Du Puy • Mozart • Weber
Mozart: Bassoon Concerto in B flat major, K191; Weber: Bassoon Concerto in F major, Op. 75; Du Puy: Bassoon Concerto in C minor
Bram van Sambeek (bassoon); Swedish Chamber Orchestra/Alexei Ogrintchouk
BIS BIS-2467 66:15 mins
In the slender repertoire of bassoon concertos, Mozart’s stands supreme. He was only 18 when he composed it, but its slow movement – scored with muted strings, and carrying the curious tempo marking of Andante ma Adagio – breathes the atmosphere of a much more mature piece. Scarcely less fine, though, is the slow movement of the concerto by Weber, which includes a lengthy passage for bassoon accompanied only by a pair of horns – as though to look forward to the forest world of Der Freischütz. The outer movements, unfortunately, aren’t really on the same level.

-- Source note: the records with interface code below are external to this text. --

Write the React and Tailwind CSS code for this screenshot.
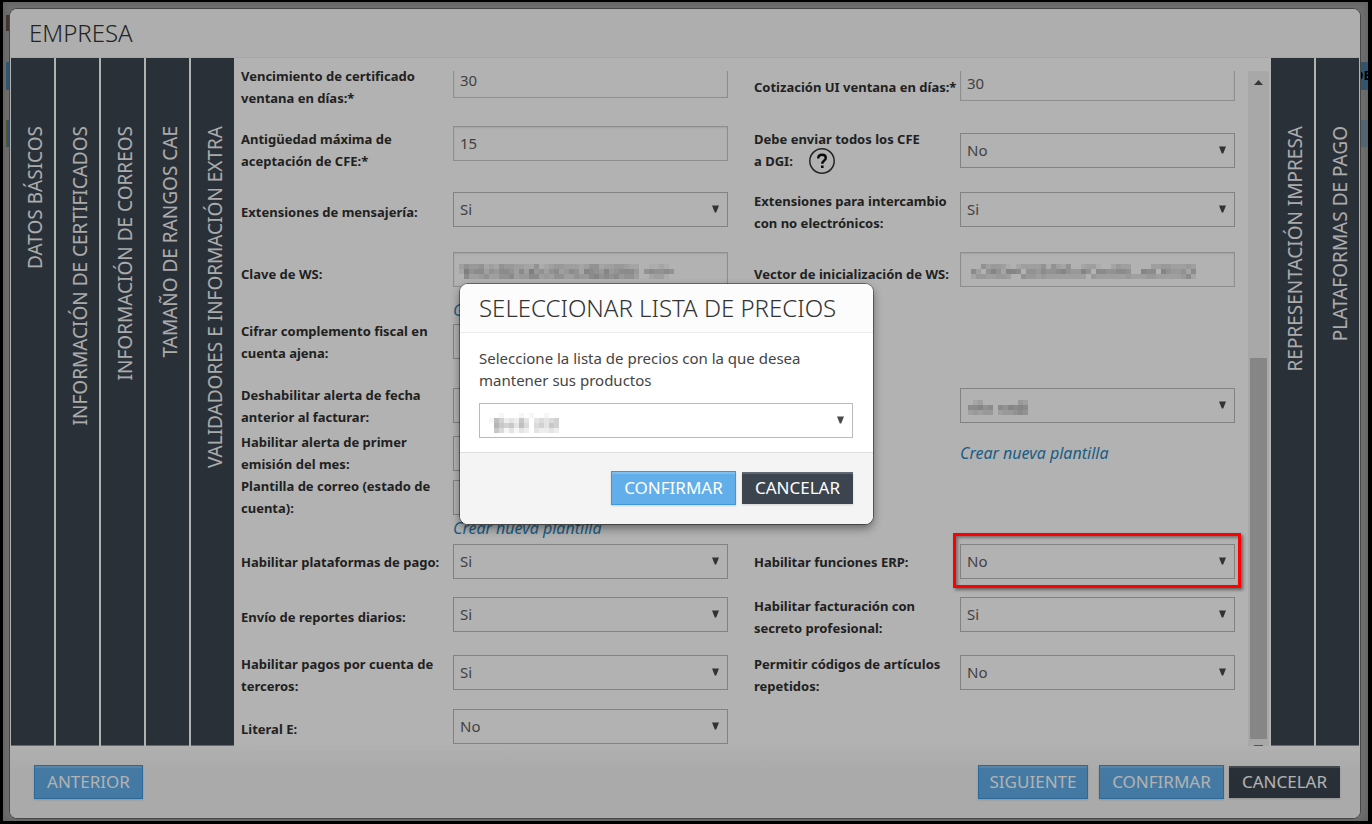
import { useId } from 'react';
import clsx from 'clsx';

const leftTabs = [
  'DATOS BÁSICOS',
  'INFORMACIÓN DE CERTIFICADOS',
  'INFORMACIÓN DE CORREOS',
  'TAMAÑO DE RANGOS CAE',
  'VALIDADORES E INFORMACIÓN EXTRA',
];

const rightTabs = ['REPRESENTACIÓN IMPRESA', 'PLATAFORMAS DE PAGO'];

// Masked values: one digit per cell, 0 = transparent, 9 = darkest
const masks = {
  clave: [
    '3544523254433225123443332355233443220011210',
    '2856635466536384535634652765474566640565565',
    '0633453355634466343553354467565645530023310',
  ],
  vector: [
    '00053443102333351532500233100243300003344333430',
    '06305752776055465567544750665566500766075445260',
    '02443344300544343333333304333333433344333334620',
  ],
  plantilla: ['023000000043', '667560657676', '343440344565'],
  lista: ['00100010100100', '17523263034345', '08656374045365', '06413132032232'],
};

function Mask({ name, className }) {
  const rows = masks[name];
  return (
    <svg
      className={clsx('pointer-events-none absolute', className)}
      width={rows[0].length * 5}
      height={rows.length * 5}
      shapeRendering="crispEdges"
      aria-hidden="true"
    >
      {rows.map((row, y) =>
        row
          .split('')
          .map((d, x) => <rect key={`${x}-${y}`} x={x * 5} y={y * 5} width="5" height="5" fillOpacity={Number(d) / 28} />)
      )}
    </svg>
  );
}

function Caret() {
  return (
    <svg className="pointer-events-none absolute top-[13px] right-[9px] text-[#4a4a4a]" width="7" height="8" viewBox="0 0 7 8" aria-hidden="true">
      <path d="M0 0.5H7L4.2 7.5H2.8Z" fill="currentColor" />
    </svg>
  );
}

function Select({ id, value, mask, label }) {
  return (
    <div className="relative">
      <select
        id={id}
        aria-label={label}
        defaultValue={value}
        className="block h-[35px] w-full appearance-none border border-[#bababa] bg-white pl-1.5 text-[15px] text-[#5e5e5e]"
      >
        {value ? (
          <>
            <option>Si</option>
            <option>No</option>
          </>
        ) : (
          <option value="" />
        )}
      </select>
      {mask && <Mask name={mask} className={mask === 'lista' ? 'top-2.5 left-2.5' : 'top-3 left-2'} />}
      <Caret />
    </div>
  );
}

function TextBox({ id, value = '', mask }) {
  return (
    <div className="relative">
      <input
        id={id}
        type="text"
        defaultValue={value}
        className="block h-[35px] w-full border border-[#ccc] bg-white pl-1.5 text-[15px] text-[#5e5e5e] shadow-[inset_0_1px_2px_rgba(0,0,0,0.1)]"
      />
      {mask && <Mask name={mask} className="top-3 left-1.5" />}
    </div>
  );
}

function HelpButton() {
  return (
    <button type="button" aria-label="Ayuda" className="ml-4 inline-flex h-[22px] items-center align-top">
      <svg width="26" height="26" viewBox="0 0 26 26" fill="none">
        <circle cx="13" cy="13" r="12.2" stroke="#333" strokeWidth="1.5" />
        <path d="M9.2 10.4C9.2 7.8 10.8 6.7 13 6.7C15.3 6.7 16.8 8 16.8 9.9C16.8 12.6 13.3 12.4 13.3 15.8" stroke="#111" strokeWidth="2.4" />
        <path d="M12 17.4H14.6V20H12Z" fill="#111" />
      </svg>
    </button>
  );
}

function Pair({ label, type, value, mask, help, side = 'left', labelClass, fieldClass, marked }) {
  const id = useId();
  return (
    <>
      <div
        className={clsx(
          'text-[13px] leading-[22px] font-bold text-[#303030]',
          side === 'right' ? 'pl-[26px]' : 'pr-3',
          labelClass
        )}
      >
        {label && <label htmlFor={id}>{label}</label>}
        {help && <HelpButton />}
      </div>
      <div className={clsx('relative', fieldClass)}>
        {type === 'select' && <Select id={id} value={value} mask={mask} label={label ? undefined : 'Plantilla de correo'} />}
        {type === 'text' && <TextBox id={id} value={value} mask={mask} />}
        {type === 'link' && (
          <a href="#plantilla" className="block text-[16px] leading-[18px] text-[#2a86be] italic">
            {value}
          </a>
        )}
        {marked && (
          <div className="pointer-events-none absolute -top-[11px] -right-1.5 -bottom-[9px] -left-[7px] z-20 border-3 border-[#f00] shadow-[2px_2px_3px_rgba(0,0,0,0.45),inset_2px_2px_3px_rgba(0,0,0,0.35)]" />
        )}
      </div>
    </>
  );
}

const rows = [
  {
    size: 'min-h-16',
    left: { label: 'Vencimiento de certificado ventana en días:*', type: 'text', value: '30', fieldClass: 'pb-3.5' },
    right: { label: 'Cotización UI ventana en días:*', type: 'text', value: '30', fieldClass: 'pb-2', labelClass: 'whitespace-nowrap' },
  },
  {
    size: 'min-h-[62px]',
    left: { label: 'Antigüedad máxima de aceptación de CFE:*', type: 'text', value: '15', fieldClass: 'pb-3.5' },
    right: { label: 'Debe enviar todos los CFE a DGI:', type: 'select', value: 'No', help: true, labelClass: 'pr-8' },
  },
  {
    size: 'min-h-[57px]',
    left: { label: 'Extensiones de mensajería:', type: 'select', value: 'Si', labelClass: 'pt-1' },
    right: { label: 'Extensiones para intercambio con no electrónicos:', type: 'select', value: 'Si', labelClass: 'pt-1' },
  },
  {
    size: 'min-h-[63px]',
    left: { label: 'Clave de WS:', type: 'text', mask: 'clave', labelClass: 'pt-2' },
    right: { label: 'Vector de inicialización de WS:', type: 'text', mask: 'vector', labelClass: 'pt-2 whitespace-nowrap' },
  },
  { size: 'min-h-[18px]', left: { type: 'link', value: 'Generar clave' } },
  { size: 'min-h-[45px]', left: { label: 'Cifrar complemento fiscal en cuenta ajena:', type: 'select', value: 'No' } },
  {
    size: 'mt-4 min-h-[51px]',
    left: { label: 'Deshabilitar alerta de fecha anterior al facturar:', type: 'select', value: 'No' },
    right: { type: 'select', mask: 'plantilla' },
  },
  {
    size: 'min-h-11',
    left: { label: 'Habilitar alerta de primer emisión del mes:', type: 'select', value: 'No' },
    right: { type: 'link', value: 'Crear nueva plantilla' },
  },
  { size: 'min-h-11', left: { label: 'Plantilla de correo (estado de cuenta):', type: 'select', value: 'No' } },
  { size: 'min-h-[18px]', left: { type: 'link', value: 'Crear nueva plantilla' } },
  {
    size: 'min-h-[49px]',
    left: { label: 'Habilitar plataformas de pago:', type: 'select', value: 'Si' },
    right: { label: 'Habilitar funciones ERP:', type: 'select', value: 'No', marked: true },
  },
  {
    size: 'min-h-[57px]',
    left: { label: 'Envío de reportes diarios:', type: 'select', value: 'Si', labelClass: 'pt-1' },
    right: { label: 'Habilitar facturación con secreto profesional:', type: 'select', value: 'Si', labelClass: 'pt-1' },
  },
  {
    size: 'min-h-[59px]',
    left: { label: 'Habilitar pagos por cuenta de terceros:', type: 'select', value: 'Si', labelClass: 'pt-1' },
    right: { label: 'Permitir códigos de artículos repetidos:', type: 'select', value: 'No', labelClass: 'pt-1' },
  },
  { size: 'min-h-[49px]', left: { label: 'Literal E:', type: 'select', value: 'No', labelClass: 'pt-1' } },
];

function Tabs({ items }) {
  return (
    <div className="flex shrink-0 gap-[2px]">
      {items.map((t) => (
        <button
          key={t}
          type="button"
          className="flex w-[43px] items-start justify-center border-b border-[#999] bg-[#3c4551] pt-[68px] pl-1 text-[19px] leading-6 text-[#f5f5f5]"
        >
          <span className="rotate-180 whitespace-nowrap [writing-mode:vertical-rl]">{t}</span>
        </button>
      ))}
    </div>
  );
}

function Button({ children, dark, className }) {
  return (
    <button
      type="button"
      className={clsx(
        'px-2.5 text-[17px] whitespace-nowrap text-white shadow-[inset_0_2px_1px_rgba(255,255,255,0.2),0_1px_2px_rgba(0,0,0,0.15)]',
        dark ? 'h-8 bg-[#3b444f]' : 'h-[34px] border border-[#3b97df] bg-[#61aeea]',
        className
      )}
    >
      {children}
    </button>
  );
}

function ScrollBar() {
  return (
    <div className="flex w-[21px] shrink-0 flex-col overflow-hidden bg-[#f1f1f1] pl-[2px]" aria-hidden="true">
      <svg width="17" height="17" viewBox="0 0 17 17" className="mt-[3px] shrink-0">
        <path d="M4 11L8.5 6L13 11Z" fill="#505050" />
      </svg>
      <div className="grow-[267]" />
      <div className="w-[17px] grow-[380] bg-[#c1c1c1]" />
      <div className="flex h-[7px] shrink-0 items-end pl-1">
        <div className="h-px w-[9px] bg-[#777]" />
      </div>
    </div>
  );
}

// What is left visible of the page below the dialogs
function PageBehind() {
  return (
    <div className="absolute inset-0 flex justify-between bg-[#9f9f9f] shadow-[inset_0_0_8px_rgba(0,0,0,0.15)]" aria-hidden="true">
      <div className="ml-[3px] w-4">
        <div className="mt-[13px] h-4 bg-[#5c4c44]" />
        <div className="mt-[31px] h-7 bg-[#48799c]" />
        <div className="mt-[30px] h-[27px] border-l border-[#7d7a4a] bg-[#48799c]" />
      </div>
      <div className="w-[18px] overflow-hidden">
        <div className="mt-[60px] flex h-7 items-center bg-[#48799c] pl-1 text-[13px] font-bold text-black">DE</div>
        <div className="mt-[30px] h-[27px] bg-[#7390a3]" />
      </div>
    </div>
  );
}

function CompanyDialog() {
  return (
    <section className="relative mt-1.5 mr-[7px] mb-[2px] ml-1.5 flex flex-1 flex-col overflow-hidden rounded-lg border border-[#666] bg-white">
      <header className="flex h-[49px] shrink-0 items-center border-b border-[#eee] bg-[#fafafa] pl-[19px]">
        <h1 className="text-[24px] font-light text-[#333]">EMPRESA</h1>
      </header>

      <div className="flex flex-1 px-px">
        <Tabs items={leftTabs} />
        <div className="flex min-w-0 flex-1 pt-[13px] pr-[2px]">
          <div className="min-w-0 flex-1 overflow-hidden pr-[13px] pl-[7px]">
            <div className="-mt-4 -mb-1.5">
              {rows.map((r, i) => (
                <div key={i} className={clsx('grid grid-cols-[212px_1fr_232px_1fr] items-center', r.size)}>
                  <Pair {...r.left} />
                  {r.right && <Pair {...r.right} side="right" />}
                </div>
              ))}
            </div>
          </div>
          <ScrollBar />
        </div>
        <Tabs items={rightTabs} />
      </div>

      <footer className="flex shrink-0 items-start bg-gradient-to-b from-[#fdfdfd] to-[#f4f4f4] to-35% px-5 py-[19px] pl-6">
        <Button className="min-w-[109px]">ANTERIOR</Button>
        <div className="ml-auto flex items-center">
          <Button className="min-w-[110px]">SIGUIENTE</Button>
          <Button className="ml-[11px] min-w-[125px]">CONFIRMAR</Button>
          <Button dark className="ml-[5px] min-w-[111px]">
            CANCELAR
          </Button>
        </div>
      </footer>
    </section>
  );
}

function PriceListDialog() {
  return (
    <div
      role="dialog"
      aria-labelledby="price-list-title"
      className="w-[413px] overflow-hidden rounded-lg bg-white shadow-[0_0_0_1px_rgba(0,0,0,0.4),0_4px_10px_rgba(0,0,0,0.45)]"
    >
      <header className="flex h-[49px] items-center border-b border-[#ebebeb] bg-[#fcfcfc] pl-[19px]">
        <h2 id="price-list-title" className="text-[24px] font-light text-[#333]">
          SELECCIONAR LISTA DE PRECIOS
        </h2>
      </header>
      <div className="py-3.5 pr-5 pl-[19px]">
        <p className="pb-3 text-[15px] leading-[22px] text-[#444]">
          Seleccione la lista de precios con la que desea mantener sus productos
        </p>
        <Select mask="lista" label="Lista de precios" />
      </div>
      <footer className="flex items-center justify-end gap-1.5 border-t border-[#ddd] bg-[#f4f4f4] px-5 pt-[18px] pb-[19px]">
        <Button className="min-w-[125px]">CONFIRMAR</Button>
        <Button dark className="min-w-[111px]">
          CANCELAR
        </Button>
      </footer>
    </div>
  );
}

export default function App() {
  return (
    <main className="flex min-h-screen border-t-2 border-r-4 border-b-3 border-l-3 border-black bg-[#9f9f9f] font-['Noto_Sans',sans-serif]">
      <div className="relative flex min-w-0 flex-1">
        <PageBehind />
        <CompanyDialog />
        <div className="absolute inset-0 z-10 flex items-center justify-center bg-black/30 pr-[38px] pb-[15px]">
          <PriceListDialog />
        </div>
      </div>
    </main>
  );
}
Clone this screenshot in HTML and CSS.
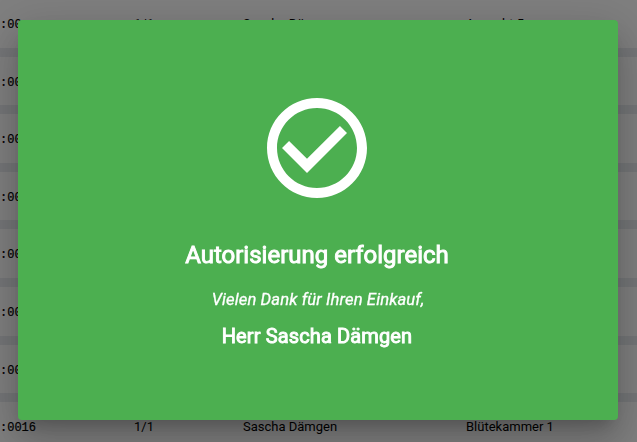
FILE: index.html
```
<!DOCTYPE html>
<html lang="de">
<head>
<meta charset="utf-8">
<title>Autorisierung</title>
<link rel="stylesheet" href="styles.css">
</head>
<body>
<main class="orders">
  <div class="row"><span class="time">:00</span><span>1/1</span><span>Sascha Dämgen</span><span>Anzucht 5</span></div>
  <div class="row"><span class="time">:00</span></div>
  <div class="row"><span class="time">:00</span></div>
  <div class="row"><span class="time">:00</span></div>
  <div class="row"><span class="time">:00</span></div>
  <div class="row"><span class="time">:00</span></div>
  <div class="row"><span class="time">:00</span></div>
  <div class="row"><span class="time">:0016</span><span>1/1</span><span>Sascha Dämgen</span><span>Blütekammer 1</span></div>
</main>
<div class="overlay">
  <section class="dialog" role="dialog">
    <svg class="icon" viewBox="0 0 24 24" aria-hidden="true"><path d="M12 2C6.48 2 2 6.48 2 12s4.48 10 10 10 10-4.48 10-10S17.52 2 12 2zm0 18c-4.41 0-8-3.59-8-8s3.59-8 8-8 8 3.59 8 8-3.59 8-8 8zm4.59-12.42L10 14.17l-3.59-3.58L5 12l5 5 8-8z"/></svg>
    <h1 class="title">Autorisierung erfolgreich</h1>
    <p class="thanks">Vielen Dank für Ihren Einkauf,</p>
    <p class="customer">Herr Sascha Dämgen</p>
  </section>
</div>
</body>
</html>
```
FILE: styles.css
```
* { box-sizing: border-box; }
body {
  margin: 0;
  height: 442px;
  overflow: hidden;
  background: #e9ecf0;
  font-family: Roboto, "Liberation Sans", sans-serif;
}
.orders {
  display: grid;
  gap: 9px;
  margin-top: -1px;
}
.row {
  display: grid;
  grid-template-columns: 134px 109px 223px 1fr;
  align-items: center;
  height: 48.6px;
  background: #fff;
  color: #000;
  font-size: 13px;
}
.time {
  padding-top: 3.4px;
  font-family: "Liberation Mono", monospace;
  font-size: 12px;
  -webkit-text-stroke: 0.2px #000;
}
.overlay {
  position: fixed;
  inset: 0;
  padding: 20px 19px 22px 18px;
  background: rgba(0, 0, 0, 0.5);
}
.dialog {
  display: flex;
  flex-direction: column;
  align-items: center;
  height: 400px;
  padding: 68px 2px 0 0;
  border-radius: 4px;
  background: #4caf50;
  color: #fff;
  box-shadow: 0 11px 15px -7px rgba(0, 0, 0, 0.2), 0 24px 38px 3px rgba(0, 0, 0, 0.14), 0 9px 46px 8px rgba(0, 0, 0, 0.12);
}
.icon {
  width: 120px;
  height: 120px;
  fill: currentColor;
}
.title {
  margin: 31px 0 0;
  font-size: 24px;
  line-height: 32px;
  font-weight: 400;
  -webkit-text-stroke: 0.9px #fff;
}
.thanks {
  margin: 17px 0 0;
  padding-left: 2px;
  font-size: 16.6px;
  line-height: 24px;
  font-style: italic;
  letter-spacing: 0.12px;
  -webkit-text-stroke: 0.3px #fff;
}
.customer {
  margin: 11px 0 0;
  font-size: 20px;
  line-height: 26px;
  letter-spacing: 0.13px;
  -webkit-text-stroke: 0.9px #fff;
}
```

Bram van Sambeek’s research into the holdings of the Swedish National Library turned up the manuscript of an unpublished bassoon concerto by Édouard Du Puy, who was an exact contemporary of Beethoven. Besides being a composer, he was a successful singer who managed to get himself exiled from more than one country following affairs with aristocratic pupils. The concerto Van Sambeek plays is a substantial piece written for the famous Preumayr brothers, all three of whom established themselves as bassoonists in Sweden. It features a tragic slow introduction and an opening movement which is thereafter dominated by an insistent march rhythm. The agility of the bassoon part, brilliantly handled by Van Sambeek, has to be heard to be believed. Du Puy’s harmonic palette is fairly limited, and the jaunty finale in particular rather outstays its welcome, but this is still an interesting addition to the repertoire and the fine Swedish Chamber Orchestra, under the oboist and conductor Alexei Ogrintchouk, provide admirable support throughout.